Exercise aim:
How many lines in the listing below include the word "this"? Reply with the count alone.

>> start

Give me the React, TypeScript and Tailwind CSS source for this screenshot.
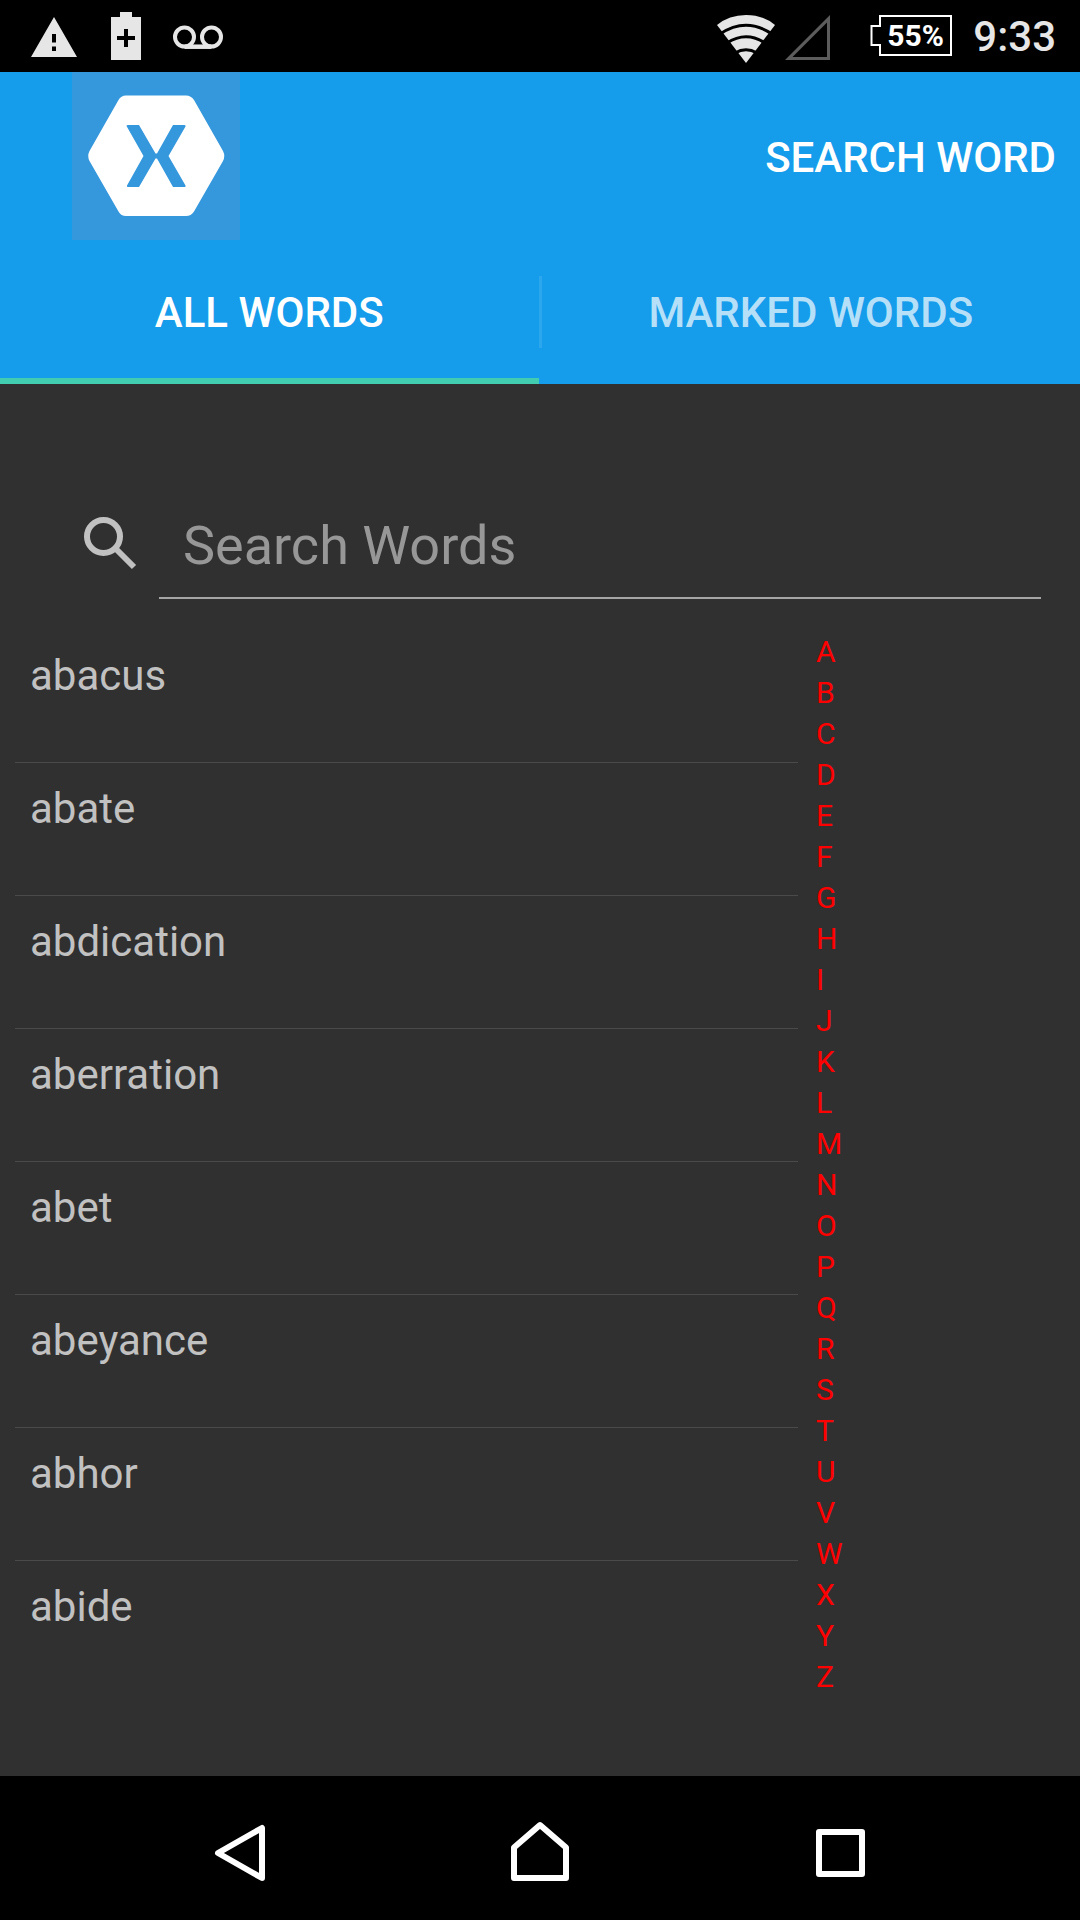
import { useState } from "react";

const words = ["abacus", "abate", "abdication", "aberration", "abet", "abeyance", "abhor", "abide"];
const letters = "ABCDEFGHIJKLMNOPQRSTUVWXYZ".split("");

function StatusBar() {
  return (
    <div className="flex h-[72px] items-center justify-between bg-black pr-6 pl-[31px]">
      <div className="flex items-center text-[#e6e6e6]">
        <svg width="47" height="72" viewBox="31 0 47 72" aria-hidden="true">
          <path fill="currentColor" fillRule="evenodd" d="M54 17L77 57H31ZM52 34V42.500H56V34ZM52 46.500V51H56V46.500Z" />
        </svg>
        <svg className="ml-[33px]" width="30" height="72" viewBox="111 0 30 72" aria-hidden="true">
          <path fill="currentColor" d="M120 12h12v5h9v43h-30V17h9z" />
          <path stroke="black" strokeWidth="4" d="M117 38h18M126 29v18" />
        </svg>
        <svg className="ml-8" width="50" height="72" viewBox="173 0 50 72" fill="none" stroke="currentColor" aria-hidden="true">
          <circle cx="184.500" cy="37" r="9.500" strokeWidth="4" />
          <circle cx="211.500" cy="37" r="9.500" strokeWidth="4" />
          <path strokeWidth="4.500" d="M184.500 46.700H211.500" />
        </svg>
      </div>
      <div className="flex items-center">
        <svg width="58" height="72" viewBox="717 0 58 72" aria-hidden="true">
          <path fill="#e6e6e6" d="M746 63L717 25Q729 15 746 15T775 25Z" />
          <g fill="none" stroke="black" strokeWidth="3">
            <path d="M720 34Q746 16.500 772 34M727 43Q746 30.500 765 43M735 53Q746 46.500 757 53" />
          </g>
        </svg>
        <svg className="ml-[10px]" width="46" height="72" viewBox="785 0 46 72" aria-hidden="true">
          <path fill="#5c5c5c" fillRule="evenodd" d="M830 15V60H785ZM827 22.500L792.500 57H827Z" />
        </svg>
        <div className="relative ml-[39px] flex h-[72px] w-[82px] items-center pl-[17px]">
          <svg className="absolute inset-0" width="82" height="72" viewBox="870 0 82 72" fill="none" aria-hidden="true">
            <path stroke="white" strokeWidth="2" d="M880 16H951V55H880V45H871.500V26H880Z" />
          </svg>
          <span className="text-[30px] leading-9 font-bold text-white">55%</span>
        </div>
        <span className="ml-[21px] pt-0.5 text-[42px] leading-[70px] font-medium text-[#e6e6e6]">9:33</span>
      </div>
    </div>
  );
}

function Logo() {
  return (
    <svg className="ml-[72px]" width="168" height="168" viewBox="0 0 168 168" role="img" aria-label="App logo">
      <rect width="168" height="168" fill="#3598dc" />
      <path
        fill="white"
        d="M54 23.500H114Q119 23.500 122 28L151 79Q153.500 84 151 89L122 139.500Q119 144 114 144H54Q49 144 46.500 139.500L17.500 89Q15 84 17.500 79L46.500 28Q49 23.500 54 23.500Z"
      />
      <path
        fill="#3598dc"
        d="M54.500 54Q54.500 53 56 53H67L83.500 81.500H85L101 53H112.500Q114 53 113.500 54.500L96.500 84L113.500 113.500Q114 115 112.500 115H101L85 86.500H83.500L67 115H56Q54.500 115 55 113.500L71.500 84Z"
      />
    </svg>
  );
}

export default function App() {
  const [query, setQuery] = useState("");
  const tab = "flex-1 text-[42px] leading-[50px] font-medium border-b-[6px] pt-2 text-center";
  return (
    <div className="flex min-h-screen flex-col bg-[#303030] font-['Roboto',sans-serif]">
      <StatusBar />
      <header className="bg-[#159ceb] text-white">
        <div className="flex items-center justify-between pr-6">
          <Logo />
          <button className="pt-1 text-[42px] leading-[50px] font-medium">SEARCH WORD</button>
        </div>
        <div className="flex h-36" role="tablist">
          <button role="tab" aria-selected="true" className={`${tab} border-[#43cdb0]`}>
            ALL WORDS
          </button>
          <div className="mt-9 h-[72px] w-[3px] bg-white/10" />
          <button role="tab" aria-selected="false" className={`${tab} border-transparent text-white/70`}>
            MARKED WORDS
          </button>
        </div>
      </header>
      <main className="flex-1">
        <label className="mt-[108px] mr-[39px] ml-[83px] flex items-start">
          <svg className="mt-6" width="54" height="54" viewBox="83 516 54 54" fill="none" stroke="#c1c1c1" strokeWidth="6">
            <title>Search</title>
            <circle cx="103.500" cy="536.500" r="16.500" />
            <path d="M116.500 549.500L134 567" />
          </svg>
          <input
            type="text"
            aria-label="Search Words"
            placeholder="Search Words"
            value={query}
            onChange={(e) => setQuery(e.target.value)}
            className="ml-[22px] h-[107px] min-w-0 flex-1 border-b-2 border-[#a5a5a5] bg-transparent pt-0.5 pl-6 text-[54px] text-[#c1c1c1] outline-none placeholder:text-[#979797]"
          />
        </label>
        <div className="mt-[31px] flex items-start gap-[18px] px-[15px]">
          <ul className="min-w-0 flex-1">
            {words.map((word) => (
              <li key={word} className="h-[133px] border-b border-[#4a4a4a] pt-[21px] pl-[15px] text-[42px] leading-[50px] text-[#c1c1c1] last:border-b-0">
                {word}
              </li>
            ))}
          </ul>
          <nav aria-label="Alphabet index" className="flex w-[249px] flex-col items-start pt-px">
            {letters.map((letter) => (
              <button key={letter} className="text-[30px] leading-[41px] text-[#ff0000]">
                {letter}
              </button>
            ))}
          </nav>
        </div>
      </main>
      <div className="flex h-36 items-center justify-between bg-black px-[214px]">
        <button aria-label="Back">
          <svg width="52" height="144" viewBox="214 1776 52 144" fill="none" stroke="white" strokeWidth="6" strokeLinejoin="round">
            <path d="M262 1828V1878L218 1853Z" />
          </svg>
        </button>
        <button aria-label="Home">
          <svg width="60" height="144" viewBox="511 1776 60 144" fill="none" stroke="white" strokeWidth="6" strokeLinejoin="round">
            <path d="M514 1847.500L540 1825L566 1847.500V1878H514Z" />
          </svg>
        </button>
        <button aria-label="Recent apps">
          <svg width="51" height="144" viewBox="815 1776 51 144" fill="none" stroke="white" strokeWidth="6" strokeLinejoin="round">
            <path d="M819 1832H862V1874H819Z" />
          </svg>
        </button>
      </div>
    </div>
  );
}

>> end
>> start

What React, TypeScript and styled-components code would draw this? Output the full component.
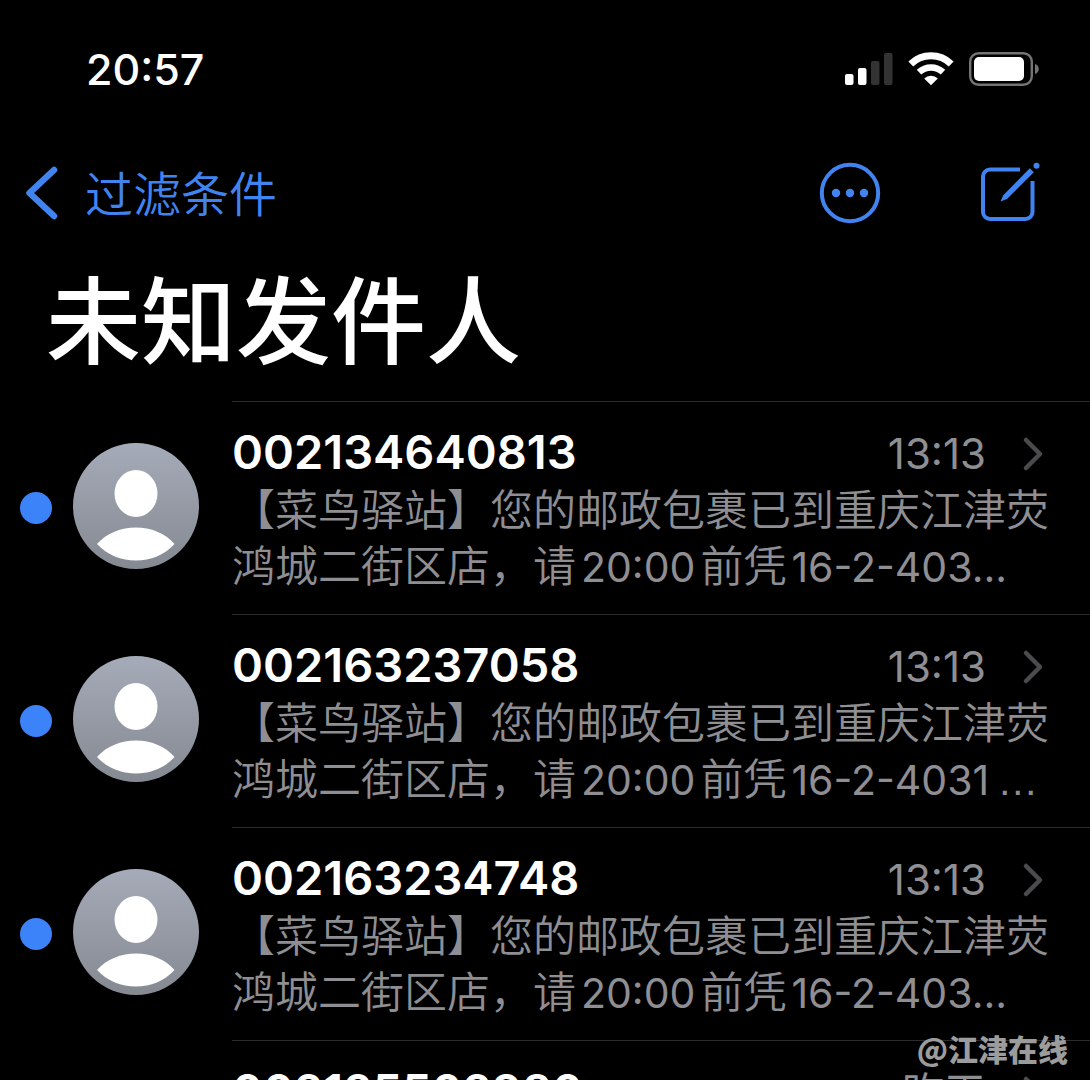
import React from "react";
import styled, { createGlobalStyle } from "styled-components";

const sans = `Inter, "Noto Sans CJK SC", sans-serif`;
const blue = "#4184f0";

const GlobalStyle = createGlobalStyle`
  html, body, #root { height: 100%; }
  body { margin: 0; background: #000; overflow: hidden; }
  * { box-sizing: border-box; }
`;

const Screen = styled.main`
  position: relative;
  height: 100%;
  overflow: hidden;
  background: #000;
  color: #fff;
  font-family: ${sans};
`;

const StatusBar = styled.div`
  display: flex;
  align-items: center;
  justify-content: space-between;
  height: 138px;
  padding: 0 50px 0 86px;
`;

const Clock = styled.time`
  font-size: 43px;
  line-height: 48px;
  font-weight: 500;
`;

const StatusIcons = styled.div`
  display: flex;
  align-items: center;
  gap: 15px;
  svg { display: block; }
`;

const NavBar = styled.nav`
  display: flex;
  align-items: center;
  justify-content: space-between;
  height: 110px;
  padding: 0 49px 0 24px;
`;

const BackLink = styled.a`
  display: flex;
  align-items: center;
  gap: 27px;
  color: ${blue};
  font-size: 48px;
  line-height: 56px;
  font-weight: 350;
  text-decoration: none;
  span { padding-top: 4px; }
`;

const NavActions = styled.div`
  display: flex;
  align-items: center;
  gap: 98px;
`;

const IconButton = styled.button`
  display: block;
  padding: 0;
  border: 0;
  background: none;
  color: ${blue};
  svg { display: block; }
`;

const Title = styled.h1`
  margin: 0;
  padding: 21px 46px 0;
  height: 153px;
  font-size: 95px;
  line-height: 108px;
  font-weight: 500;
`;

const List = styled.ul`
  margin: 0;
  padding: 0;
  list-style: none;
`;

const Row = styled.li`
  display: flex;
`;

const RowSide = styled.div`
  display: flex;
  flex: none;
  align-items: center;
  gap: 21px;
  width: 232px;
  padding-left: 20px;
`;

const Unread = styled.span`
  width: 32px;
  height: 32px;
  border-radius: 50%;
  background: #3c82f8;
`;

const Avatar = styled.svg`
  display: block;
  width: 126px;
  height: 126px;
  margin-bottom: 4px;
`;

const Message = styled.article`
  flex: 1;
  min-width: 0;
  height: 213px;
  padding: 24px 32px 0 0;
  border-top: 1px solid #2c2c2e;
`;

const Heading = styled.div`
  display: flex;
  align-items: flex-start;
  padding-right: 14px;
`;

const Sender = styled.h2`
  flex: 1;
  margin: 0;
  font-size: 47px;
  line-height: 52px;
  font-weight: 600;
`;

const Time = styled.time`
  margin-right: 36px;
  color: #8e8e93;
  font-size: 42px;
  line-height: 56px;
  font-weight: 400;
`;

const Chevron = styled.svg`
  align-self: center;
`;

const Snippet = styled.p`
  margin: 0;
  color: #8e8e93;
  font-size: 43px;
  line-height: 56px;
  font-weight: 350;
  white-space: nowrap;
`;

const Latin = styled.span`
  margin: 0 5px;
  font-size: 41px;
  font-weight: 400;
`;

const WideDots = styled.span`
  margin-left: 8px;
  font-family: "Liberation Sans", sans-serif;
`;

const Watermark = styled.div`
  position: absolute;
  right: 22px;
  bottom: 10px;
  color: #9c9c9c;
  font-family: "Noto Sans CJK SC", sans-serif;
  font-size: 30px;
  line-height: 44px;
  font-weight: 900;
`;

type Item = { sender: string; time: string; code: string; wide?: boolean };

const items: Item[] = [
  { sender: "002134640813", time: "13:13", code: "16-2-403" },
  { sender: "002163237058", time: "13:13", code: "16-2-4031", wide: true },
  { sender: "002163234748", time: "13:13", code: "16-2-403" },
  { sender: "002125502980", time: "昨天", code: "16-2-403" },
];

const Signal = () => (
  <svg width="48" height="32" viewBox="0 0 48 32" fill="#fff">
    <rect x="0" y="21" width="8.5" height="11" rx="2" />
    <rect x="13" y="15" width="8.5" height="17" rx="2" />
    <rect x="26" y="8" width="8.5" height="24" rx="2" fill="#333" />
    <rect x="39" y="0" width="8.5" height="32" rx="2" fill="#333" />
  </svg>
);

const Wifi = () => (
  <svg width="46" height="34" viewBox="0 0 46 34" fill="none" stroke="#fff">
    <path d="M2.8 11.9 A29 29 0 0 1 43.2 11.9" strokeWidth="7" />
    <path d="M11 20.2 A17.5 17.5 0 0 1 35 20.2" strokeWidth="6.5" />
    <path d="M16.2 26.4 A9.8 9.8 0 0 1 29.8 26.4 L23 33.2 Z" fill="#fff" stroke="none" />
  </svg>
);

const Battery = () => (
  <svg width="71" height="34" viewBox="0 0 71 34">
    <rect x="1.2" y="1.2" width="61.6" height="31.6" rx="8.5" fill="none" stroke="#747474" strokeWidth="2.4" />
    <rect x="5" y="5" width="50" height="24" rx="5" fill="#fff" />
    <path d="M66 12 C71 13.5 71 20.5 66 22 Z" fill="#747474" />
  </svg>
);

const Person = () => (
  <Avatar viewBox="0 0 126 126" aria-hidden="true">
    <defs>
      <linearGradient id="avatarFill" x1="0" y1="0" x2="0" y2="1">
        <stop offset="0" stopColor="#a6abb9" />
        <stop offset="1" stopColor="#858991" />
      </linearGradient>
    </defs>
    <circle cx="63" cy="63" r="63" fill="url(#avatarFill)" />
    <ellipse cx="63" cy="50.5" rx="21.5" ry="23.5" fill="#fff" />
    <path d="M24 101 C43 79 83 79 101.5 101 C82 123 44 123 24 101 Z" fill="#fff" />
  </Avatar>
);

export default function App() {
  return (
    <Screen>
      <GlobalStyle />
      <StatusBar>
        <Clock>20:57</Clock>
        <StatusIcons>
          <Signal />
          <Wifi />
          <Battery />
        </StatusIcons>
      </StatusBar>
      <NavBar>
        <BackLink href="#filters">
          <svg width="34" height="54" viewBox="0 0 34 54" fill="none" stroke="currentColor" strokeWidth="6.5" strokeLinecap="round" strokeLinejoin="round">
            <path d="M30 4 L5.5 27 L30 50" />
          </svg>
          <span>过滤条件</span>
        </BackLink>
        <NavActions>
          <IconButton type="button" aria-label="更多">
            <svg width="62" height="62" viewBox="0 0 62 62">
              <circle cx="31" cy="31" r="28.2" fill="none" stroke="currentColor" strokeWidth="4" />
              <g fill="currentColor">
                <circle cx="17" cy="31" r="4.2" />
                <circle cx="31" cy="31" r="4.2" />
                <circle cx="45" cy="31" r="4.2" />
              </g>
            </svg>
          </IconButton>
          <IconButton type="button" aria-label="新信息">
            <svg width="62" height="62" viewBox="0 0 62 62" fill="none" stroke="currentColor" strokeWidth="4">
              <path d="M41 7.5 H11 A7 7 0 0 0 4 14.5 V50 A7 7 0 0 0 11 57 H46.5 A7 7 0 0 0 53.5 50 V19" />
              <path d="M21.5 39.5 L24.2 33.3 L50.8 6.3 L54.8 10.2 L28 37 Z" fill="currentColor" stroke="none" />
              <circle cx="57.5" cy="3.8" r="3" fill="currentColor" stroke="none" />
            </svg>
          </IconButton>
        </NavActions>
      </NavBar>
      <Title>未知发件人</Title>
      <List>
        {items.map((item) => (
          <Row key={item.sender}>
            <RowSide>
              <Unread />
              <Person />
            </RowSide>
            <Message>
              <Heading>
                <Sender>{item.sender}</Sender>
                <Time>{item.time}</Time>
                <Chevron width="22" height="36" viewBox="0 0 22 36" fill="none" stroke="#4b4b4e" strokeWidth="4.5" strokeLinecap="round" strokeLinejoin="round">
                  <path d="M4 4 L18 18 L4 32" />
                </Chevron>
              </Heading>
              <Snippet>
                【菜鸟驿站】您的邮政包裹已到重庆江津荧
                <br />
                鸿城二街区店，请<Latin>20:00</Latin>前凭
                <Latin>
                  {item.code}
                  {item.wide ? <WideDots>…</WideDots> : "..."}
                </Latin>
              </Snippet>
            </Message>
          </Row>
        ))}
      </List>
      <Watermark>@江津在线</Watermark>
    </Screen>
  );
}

>> end

Task response:
2